Tuesday, 15 May 2012

Mexican Soap Opera: the Conservative Electoral Strategy and the ‘Security’ Apparatus

Pope Ratzinger’s most recent visit to Mexico this past March can serve as a gauge to better understand the pivotal moment that Mexican society is experiencing.  On one hand, it is laden with symbolic content, as it is has been utilized with the clear intention of legitimating a political class which has widened the rift between haves and have-nots to alarming levels. On the other hand, the catholic church’s leader takes the leading acting roll in a very well orchestrated effort to maintain the population at a magical-mythical state of consciousness - by ‘dumbing down’ the space of public representation and discourse - with the covert intention of keeping us away from political argumentation.  

The visit seems to have inflamed controversy in some sectors of public opinion regarding the inadequacy of representation, as the various candidates running for office have not squandered their chance of cashing in on the political capital that has resulted from the windfall of the visit. They are struggling to present themselves as crusaders for the good, hence taking moralistic positions is part of their ongoing performance.

The main contenders are vying to position themselves as redeemers by personally trying to reach out to people, who play their own part in the play by emphasizing personal qualities of candidates, thus rendering from the outset a possible aim at deeper analyses futile. It has been a great opportunity to see how morality trumps reason when it comes to understanding voters’ choices. Ultimately, this exemplifies the importance of identity politics in Mexico - where personal, ethnic, and value positions - are more important than ideology itself.

Some of the structural issues that are not being debated are:  the ongoing civil war - including the slip towards an authoritarian and surveillance society, the failing of neoliberalism and the global financial crisis, domestic economics, social mobility, the size of the State’s bureaucracy (which has grown to almost 1/3 of GDP expenditure) a failed sense of communitarian and national identity, political misrepresentation, law and order, the structural consolidation of de facto power structures (media, armed forces, unions, mafia groups, the Catholic Church), the increasing privatization of public spaces, ecological degradation,  democracy, and republicanism, et cetera.                                        

We are in short supply of ideas worthy of contravening the discursive effort from the top to contain outright social chaos. In this sense the ‘drug war’ public relations effort has failed to convince us that peace could be in sight, especially when the killings have not diminished (49 torsos were found in Cadereyta Jimenez, a municipality close to Monterrey, Nuevo León). Moreover, it is now evident that a ‘security’ apparatus (with the by-product of a culture of fear) is being set up at a national level, one that has severed people from their civil liberties to a certain degree.

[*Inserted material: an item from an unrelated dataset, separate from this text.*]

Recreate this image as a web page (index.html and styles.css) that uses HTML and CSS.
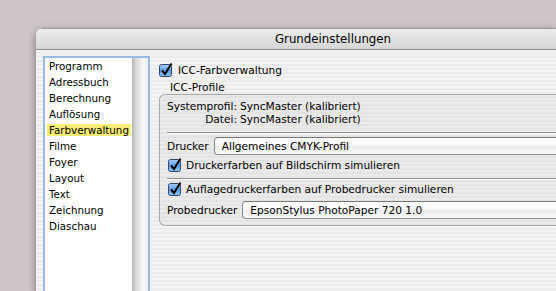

An experiential account of local occurrences in Monterrey-

Police and army presence has grown fivefold. Streets are being patrolled day and night; military checkpoints are propping up everywhere. Helicopters fly to and fro at all times and quite low, and surveillance centres -and cameras- are now common in both public and private sectors. Private security firms and bodyguard convoys are a usage of the well to do, and many uptown neighbourhoods are transforming themselves into ‘post-modern ghettos,’ where residents are well secure within surveilled compounds.

A good example of this culture of fear in practical terms has been the downgrading of Monterrey’s status as a great nightlife spot. It is safe to say that attendance has diminished at least in half; hence both economic spills and entertainment alternatives have been dramatically curtailed.

At the national level the legitimacy of the State itself is in tatters - at least for a swathe of Mexicans - and definitely for international observers. The internal conflict (some including calling it a bonafied civil war) that we’re going through is a reflection of an unjust distribution of both economic and cultural capital. Centuries of social neglect are surfacing as rebellion, and it seems that our political class is not taking heed.   Furthermore, the fabrication and sustainment - by the feudally connected media - of a ‘fairy tale’ functioning as if it was reality is perennially hindering public debate.  Problems cannot be sidelined or circumvented anymore. A functional way to mend the community by opening alternatives to social mobility and development has to emerge in order to posit hope for peace and prosperity for the nation.